Specifically we tested people capability to learn by either one of the two comparison types when the objective amount of information provided by comparing objects of the same type was identical to that provided by comparing objects of different types. We wanted to test how this objective diference affect the subjective learning strategies people develop.
The research hypothesis is that since comparing objects of the same type is more useful in everyday life scenarios, it will evolve earlier in development.
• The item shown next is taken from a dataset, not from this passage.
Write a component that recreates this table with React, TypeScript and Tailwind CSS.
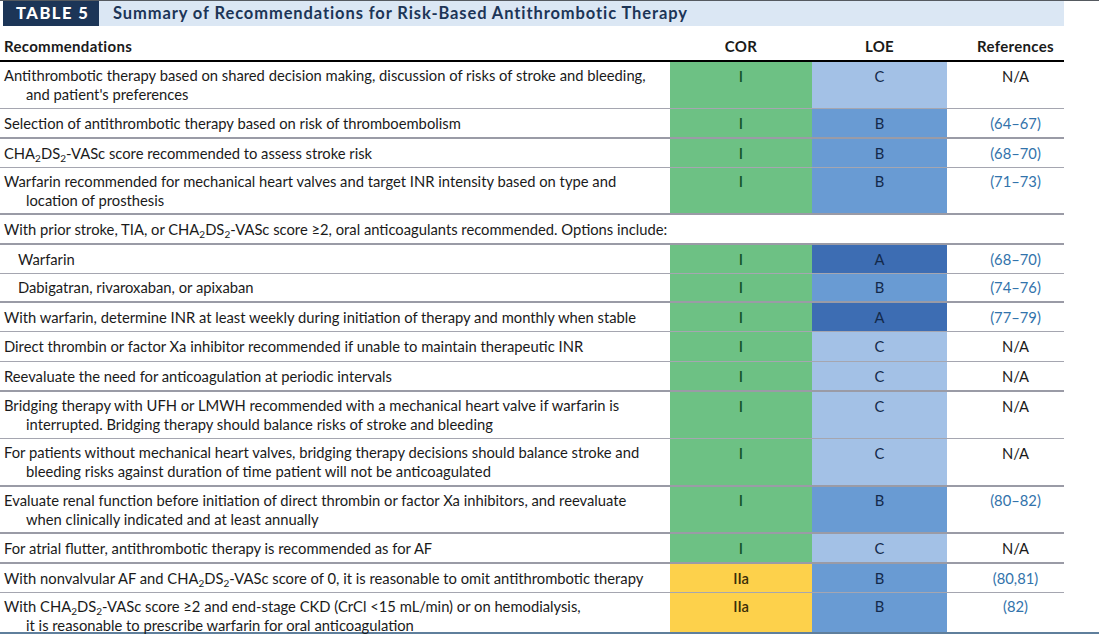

The findings of our behavioral experiment indicated that when the participants were trained by comparing objects of the same type, young children demonstrated the same learning ability as older people. However, when the participants were trained by comparing objects of different types, the younger children demonstrated less learning ability than older children and adults.
More about...
To confirm or disprove a possible explanation in science, we must isolate the factors relevant to the subject at hand. This principle is valid no matter what type of system our experiment examines-physical, biological, psychological, or social. For example, in conducting a behavioral experiment that examines the influence of human development on the ability to distinguish between different groups of objects, we would choose participants from different age groups (an independent variable) and measure the percentage of success for each group in performing the relevant task (a dependent variable). The results of the experiment provide a quantitative representation of the phenomenon under research. By performing a statistical analysis of the results, we can make inferences about their relevance in more general situations.